By Robert Blake
This article was originally published in the Jakarta Post with the same title here.
No doubt 2021 will be a pivotal year in global efforts to combat climate change. President Joe Biden has invited the 17 members of the major economies forum, including Indonesia, to a virtual summit on April 22-23 to urge much greater ambition as these critical countries prepare the emissions reductions commitments they will announce at the Conference of Parties (COP26) meeting in Glasgow at the end of 2021.
Indonesia historically has been a major contributor to climate change because of its high rates of deforestation and its continued reliance on fossil fuels, particularly coal.
The good news is that we are now seeing sustained progress to protect Indonesia’s magnificent pristine rainforests, the third largest in the world, at a time when progress in countries like Brazil are lagging.
I was fortunate during my time as US ambassador to Indonesia to visit many of Indonesia’s great forest reserves in Sumatra, Kalimantan and Papua. I still vividly remember my 2014 visit to the incredible mangrove forests of Mimika in Papua, gazing up in awe at the tallest mangroves in the world, and a major carbon sink that the United States was helping to protect.
Recent figures from Global Forest Watch, the satellite-based monitoring system of the World Resources Institute, show that the headline deforestation rate in Indonesia has fallen for the fourth straight year, in stark contrast to trends in the Amazon and Congo.
Ministry of Environment and Forestry official statistics likewise show a deforestation rate of 115,000 hectares for 2019-2020, the lowest forest loss recorded by the ministry in the last two decades.

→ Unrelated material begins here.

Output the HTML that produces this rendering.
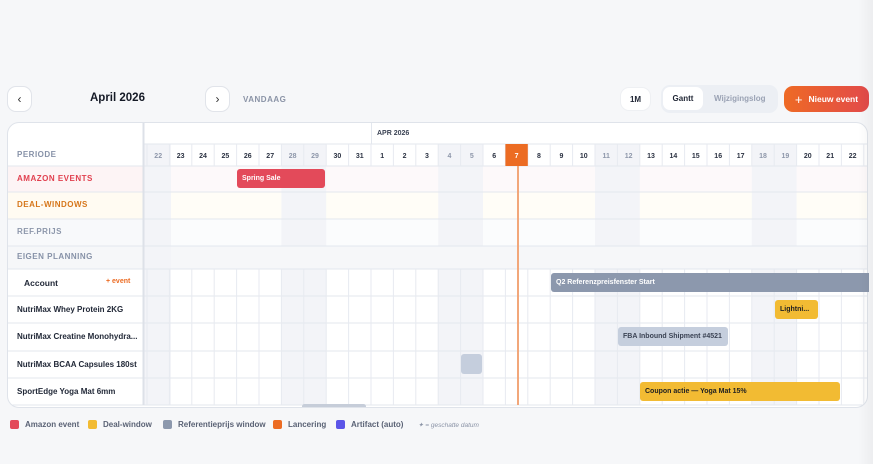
<!DOCTYPE html>
<html><head><style>
*{box-sizing:border-box;margin:0;padding:0}
body{width:873px;height:464px;background:#f6f7f9;font-family:"Liberation Sans",sans-serif;position:relative;overflow:hidden;color:#1e2433}
.a{position:absolute}
.btn{position:absolute;background:#fff;border:1px solid #e1e4ea;border-radius:9px;display:flex;align-items:center;justify-content:center}
.lbl{position:absolute;font-size:8px;font-weight:bold;letter-spacing:.5px;left:17px}
.pl{position:absolute;left:17px;font-size:8px;font-weight:bold;color:#222938}
.bar{position:absolute;border-radius:3px;font-size:7px;font-weight:bold;padding-left:5px;display:flex;align-items:center;white-space:nowrap;overflow:hidden}
.lg{position:absolute;top:420px;font-size:8px;color:#5a6275;display:flex;align-items:center;font-weight:bold}
.lg i{display:inline-block;width:9px;height:9px;border-radius:2px;margin-right:6px}
</style></head><body>
<div class="btn" style="left:7px;top:86px;width:25px;height:26px;font-size:12px;color:#333">‹</div>
<div class="a" style="left:90px;top:92px;font-size:11.5px;font-weight:bold;color:#151a26">April 2026</div>
<div class="btn" style="left:205px;top:86px;width:25px;height:26px;font-size:12px;color:#333">›</div>
<div class="a" style="left:243px;top:95px;font-size:8px;font-weight:bold;color:#8a93a6;letter-spacing:.5px">VANDAAG</div>
<div class="btn" style="left:620px;top:87px;width:31px;height:24px;font-size:8px;font-weight:bold;border-color:#eef0f3">1M</div>
<div class="a" style="left:661px;top:85px;width:117px;height:28px;background:#eceff4;border-radius:9px"></div>
<div class="a" style="left:663px;top:87px;width:40px;height:23px;background:#fff;border-radius:7px;font-size:8px;font-weight:bold;display:flex;align-items:center;justify-content:center">Gantt</div>
<div class="a" style="left:714px;top:94px;font-size:8px;color:#9aa2b4;font-weight:bold">Wijzigingslog</div>
<div class="a" style="left:784px;top:86px;width:85px;height:26px;border-radius:9px;background:linear-gradient(90deg,#ee6a25,#e24a4a);color:#fff;font-size:8.5px;font-weight:bold;display:flex;align-items:center;justify-content:center"><span style="font-size:13px;margin-right:6px;font-weight:normal">+</span>Nieuw event</div>

<div class="a" style="left:7px;top:122px;width:861px;height:286px;background:#fff;border:1px solid #dfe3ea;border-radius:12px;overflow:hidden">
<svg class="a" style="left:-7px;top:-122px" width="873" height="464">
<g id="bg">
<rect x="143" y="165" width="730" height="26" fill="#fdf9fa"/>
<rect x="143" y="191" width="730" height="27" fill="#fffdf7"/>
<rect x="143" y="218" width="730" height="27" fill="#fbfcfd"/>
<rect x="7" y="165" width="136" height="26" fill="#fdf4f5"/>
<rect x="7" y="191" width="136" height="27" fill="#fffbf2"/>
<rect x="7" y="218" width="136" height="27" fill="#f8f9fb"/>
<rect x="7" y="245" width="866" height="23" fill="#f6f7f9"/>
</g>
<g fill="#f3f4f8">
<rect x="143" y="143" width="27" height="261"/>
<rect x="280.4" y="143" width="44.8" height="102"/><rect x="280.4" y="268" width="44.8" height="136"/>
<rect x="437.2" y="143" width="44.8" height="102"/><rect x="437.2" y="268" width="44.8" height="136"/>
<rect x="594" y="143" width="44.8" height="102"/><rect x="594" y="268" width="44.8" height="136"/>
<rect x="750.8" y="143" width="44.8" height="102"/><rect x="750.8" y="268" width="44.8" height="136"/>
</g>
<g stroke="#e3e7ee" stroke-width="1">
<line x1="143" y1="143" x2="873" y2="143"/>
<line x1="7" y1="165" x2="873" y2="165"/>
<line x1="7" y1="191" x2="873" y2="191"/>
<line x1="7" y1="218" x2="873" y2="218"/>
<line x1="7" y1="245" x2="873" y2="245"/>
<line x1="7" y1="268" x2="873" y2="268"/>
<line x1="7" y1="295" x2="873" y2="295"/>
<line x1="7" y1="322" x2="873" y2="322"/>
<line x1="7" y1="350" x2="873" y2="350"/>
<line x1="7" y1="377" x2="873" y2="377"/>
<line x1="7" y1="404" x2="873" y2="404"/>
<line x1="142.5" y1="122" x2="142.5" y2="404" stroke="#dde1e8" stroke-width="2"/>
<line x1="370.5" y1="122" x2="370.5" y2="143"/>
</g>
<g id="vl" stroke="#e7eaf0"></g>
<rect x="504.4" y="143" width="22.4" height="22" fill="#ec6c23"/>
<line x1="517" y1="165" x2="517" y2="404" stroke="#f2a77a" stroke-width="2"/>
<g id="dn" font-size="7" font-weight="bold" text-anchor="middle" font-family="Liberation Sans"></g>
<text x="376" y="134" font-size="7" font-weight="bold" fill="#3b4354" font-family="Liberation Sans">APR 2026</text>
<rect x="301" y="403" width="64" height="5" rx="2.5" fill="#c6cdd9"/>
</svg>
</div>
<div class="lbl" style="top:150px;color:#8792a8">PERIODE</div>
<div class="lbl" style="top:174px;color:#e1404f">AMAZON EVENTS</div>
<div class="lbl" style="top:200px;color:#d6761a">DEAL-WINDOWS</div>
<div class="lbl" style="top:227px;color:#8d97ab">REF.PRIJS</div>
<div class="lbl" style="top:252px;color:#8792a8">EIGEN PLANNING</div>
<div class="pl" style="left:24px;top:278px;font-size:8.5px">Account</div>
<div class="a" style="left:106px;top:278px;font-size:7px;color:#ec6c23;font-weight:bold">+ event</div>
<div class="pl" style="top:305px">NutriMax Whey Protein 2KG</div>
<div class="pl" style="top:332px">NutriMax Creatine Monohydra...</div>
<div class="pl" style="top:360px">NutriMax BCAA Capsules 180st</div>
<div class="pl" style="top:387px">SportEdge Yoga Mat 6mm</div>

<div class="bar" style="left:237px;top:169px;width:88px;height:19px;background:#e34a5a;color:#fff">Spring Sale</div>
<div class="bar" style="left:551px;top:273px;width:318px;height:19px;background:#8c98ad;color:#fff;border-radius:3px 0 0 3px">Q2 Referenzpreisfenster Start</div>
<div class="bar" style="left:775px;top:300px;width:43px;height:19px;background:#f2bb33;color:#222">Lightni...</div>
<div class="bar" style="left:618px;top:327px;width:110px;height:19px;background:#c5cedd;color:#3b4354">FBA Inbound Shipment #4521</div>
<div class="bar" style="left:461px;top:354px;width:21px;height:20px;background:#c5cedd"></div>
<div class="bar" style="left:640px;top:382px;width:200px;height:19px;background:#f2bb33;color:#222">Coupon actie — Yoga Mat 15%</div>

<div class="lg" style="left:10px"><i style="background:#e34a5a"></i>Amazon event</div>
<div class="lg" style="left:88px"><i style="background:#f2bb33"></i>Deal-window</div>
<div class="lg" style="left:163px"><i style="background:#8c98ad"></i>Referentieprijs window</div>
<div class="lg" style="left:273px"><i style="background:#ec6c23"></i>Lancering</div>
<div class="lg" style="left:336px"><i style="background:#5b55e8"></i>Artifact (auto)</div>
<div class="a" style="left:418px;top:421px;font-size:6.5px;color:#8a93a6;font-style:italic">✦ = geschatte datum</div>
<div class="a" style="left:858px;top:0;width:15px;height:464px;background:linear-gradient(90deg,rgba(0,0,0,0),rgba(0,0,0,.04))"></div>
<script>
var ns="http://www.w3.org/2000/svg",vl=document.getElementById('vl'),dn=document.getElementById('dn');
var d=[22,23,24,25,26,27,28,29,30,31,1,2,3,4,5,6,7,8,9,10,11,12,13,14,15,16,17,18,19,20,21,22,23];
var we=[0,6,7,13,14,20,21,27,28];
for(var i=0;i<d.length;i++){var x=146+22.4*i;
var l=document.createElementNS(ns,'line');l.setAttribute('x1',x);l.setAttribute('x2',x);l.setAttribute('y1',143);l.setAttribute('y2',165);vl.appendChild(l);
var l2=document.createElementNS(ns,'line');l2.setAttribute('x1',x);l2.setAttribute('x2',x);l2.setAttribute('y1',268);l2.setAttribute('y2',404);vl.appendChild(l2);
var t=document.createElementNS(ns,'text');t.setAttribute('x',x+11.2);t.setAttribute('y',157);t.textContent=d[i];
t.setAttribute('fill',i==16?'#fff':(we.indexOf(i)>=0?'#8e97aa':'#2b3242'));dn.appendChild(t);}
</script>
</body></html>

This considerable achievement is mirrored across the forest portfolio: Indonesia was the first country in the world whose domestic timber legality scheme, SVLK, was considered sufficiently robust to be accredited by the EU’s timber import agreement, FLEGT; the incidence of fires in peat and forest areas has fallen from 2.6 million ha in 2015, to 296,000 ha in 2020; and in parallel of about 835,000 ha of peatlands have been rewetted and reforested.
These notable achievements stem from a sound policy framework instituted by President Joko “Jokowi” Widodo’s administration, and improved on-the- ground implementation and law enforcement.
There is a permanent moratorium banning the clearing of primary forests and peatlands, in addition to a moratorium on new oil palm licenses initiated in 2018.
Indonesia has an ambitious emissions reductions target which focuses on sharp cuts in emissions from the land use sector; it has innovative and effective social forestry policies and agrarian reform; an ambitious One Map Policy; and is one of the first countries in the world to have a comprehensive low carbon development plan, or LCDI.
New initiatives underway will help accelerate Indonesia’s global leadership in reducing deforestation and emissions including a possible domestic carbon pricing mechanism; potential ecological fiscal transfers; an enhanced Nationally Determined Contribution package announced by the Ministry of Environment and Forestry last week with new commitments on oceans, coral and wetlands; and plans to restore 600,000 ha of degraded mangroves over the next four years.
This momentum is now being echoed in my country, where President Biden has rejoined Paris Agreement and established a national climate task force. The forthcoming Earth Day celebration on April 22 will see the United States begin again to play a leadership role in international climate and environmental diplomacy. It has invited world climate leaders, including President Jokowi, grassroots activists, non-profit innovators, thought leaders, industry leaders, artists, musicians and celebrities in amplifying climate actions through “Restore Our Earth” theme.
It is heartening that Indonesia shares a similar vision in combating climate change. Indonesia’s success has borne fruit not only domestically but also in attracting international climate finance. To date Indonesia has been approved to receive three significant results based payments for its performance in reducing deforestation and forest degradation though the REDD+ mechanism; from the Green Climate Fund (US$104 million), the World Bank ($110 million) and Norway ($56 million).
But this could be just the tip of the iceberg as Indonesia is now well positioned to benefit from the rapidly growing interest and availability of international blended carbon finance, including potential sale of carbon credits on a jurisdictional scale. These could be transformative for not only for Indonesia’s forests but also in achieving a sustainable green post-COVID-19 economic recovery.
As the world’s leading natural capital superpower, Indonesia’s experience and vision to spur economic growth that is socially and environmentally inclusive will increasingly become a template for other countries to follow.
As we progress toward COP26 in Glasgow, the efforts to protect forests and peatland, reduce emissions, boost the livelihoods of the poorest who live on the edges of these forests, promote sustainable agriculture and a green COVID recovery will not only be good for Indonesia but for our planet.
*** The writer is U.S. ambassador to Indonesia from 2013-16, now leads the Southeast Asia practice at McLarty Associates (MAGlobal.com) and is the U.S. Co-Chair of the USINDO.